Waldo Jaquith

MSNbot can go screw.

I’ve had 9,000 hits on cvillenews.com today. 3,941 of those are from MSN’s crappy bot, which is downloading each and every comments RSS feed from WordPress over and over and over again. To the tune of 6.6MB of traffic today. It keeps overloading my server, which falls back into chill-out mode for a few minutes before starting up the web server again…only to be overwhelmed by MSNbot again.

I see on Technorati that a lot of people are having this problem. I’m just banning MSNbot from my network by filtering out their IP subnet. Screw ‘em. It’s a crappy search engine, anyhow.


4 Comments

robots.txt is your friend…

Posted by KMD on 25 August 2005 @ 9pm

They’re totally ignoring it. That’s the most infuriating part.

Posted by Waldo Jaquith on 25 August 2005 @ 10pm

Brutal… don’t w3 specs require them to follow robots.txt directives to be fully compliant?

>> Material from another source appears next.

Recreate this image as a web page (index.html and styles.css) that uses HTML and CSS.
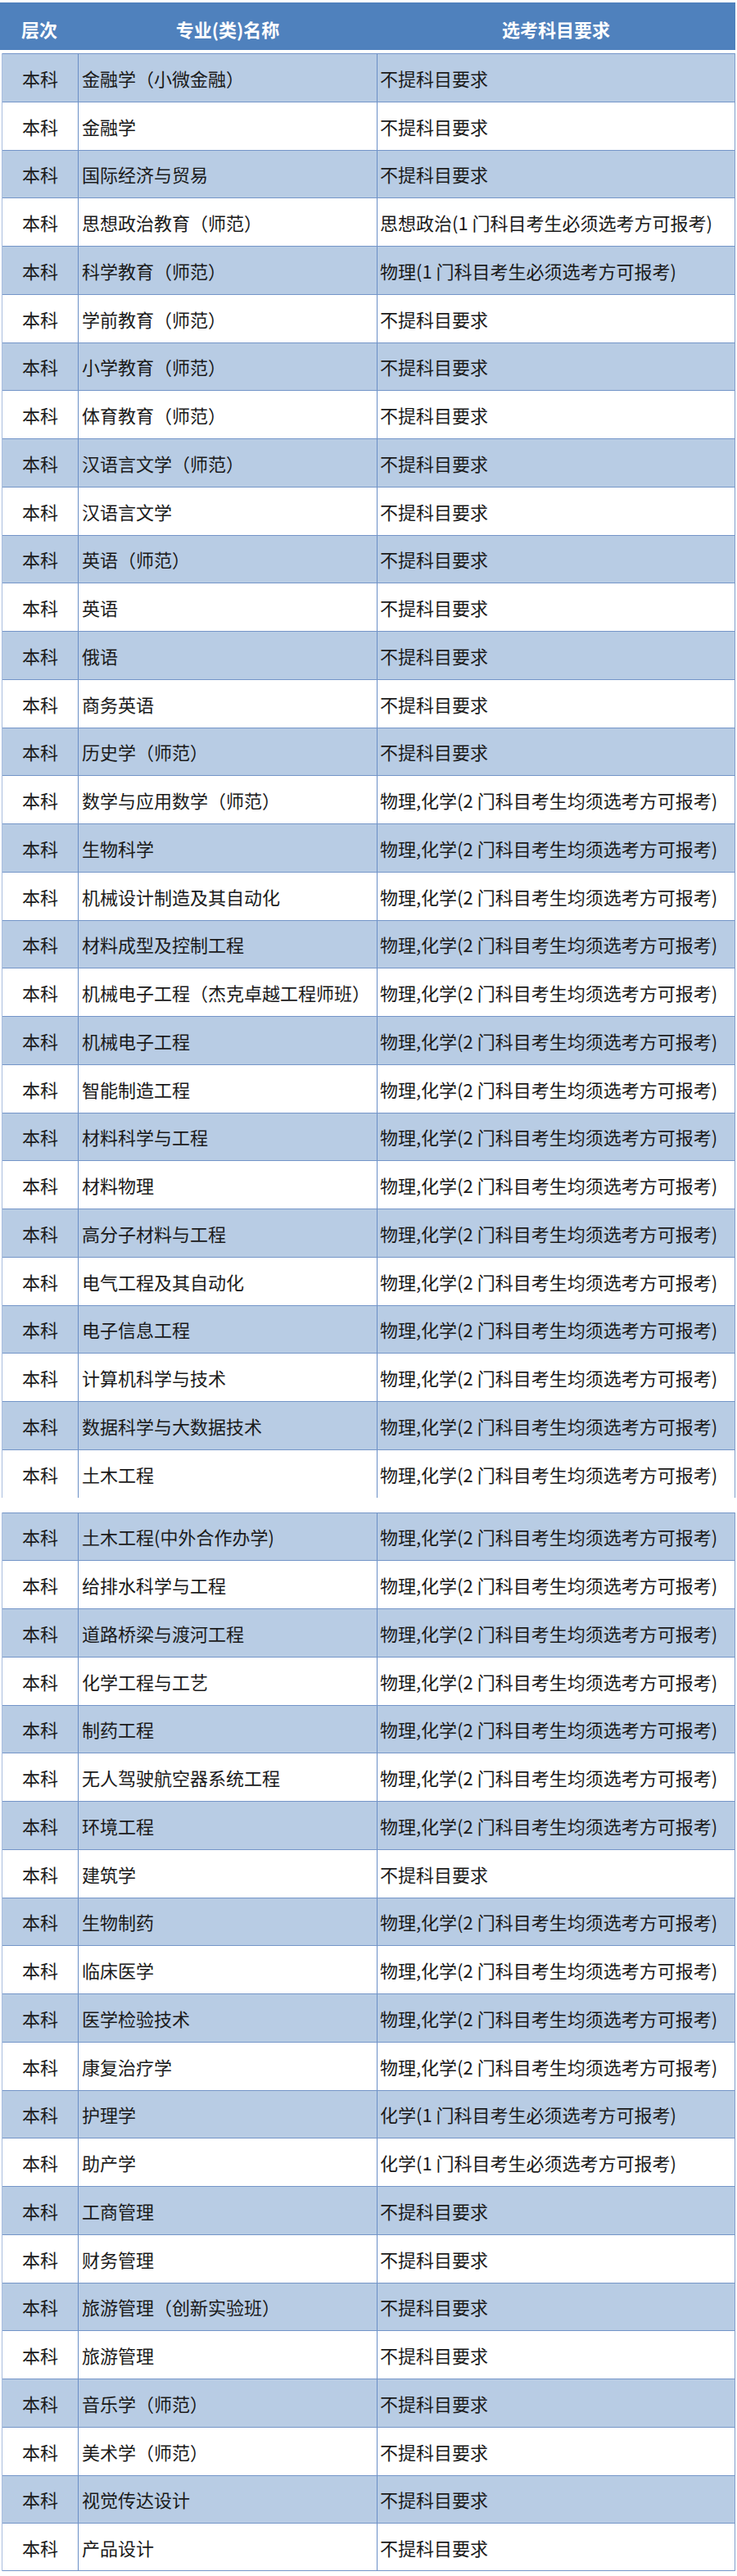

Posted by KMD on 28 August 2005 @ 10pm

The Robot Exclusion Protocol was actually never formalized or accepted by any body. It just came out of the consensus on the robots mailing list in the mid-90s. There’s no enforcement mechanism, and really no updates to that initial “standard” since then.

MSN last attempted to spider the site 20 minutes ago. My .htaccess keeps them away, as if the robots.txt wasn’t a big enough hint.

Posted by Waldo Jaquith on 29 August 2005 @ 12am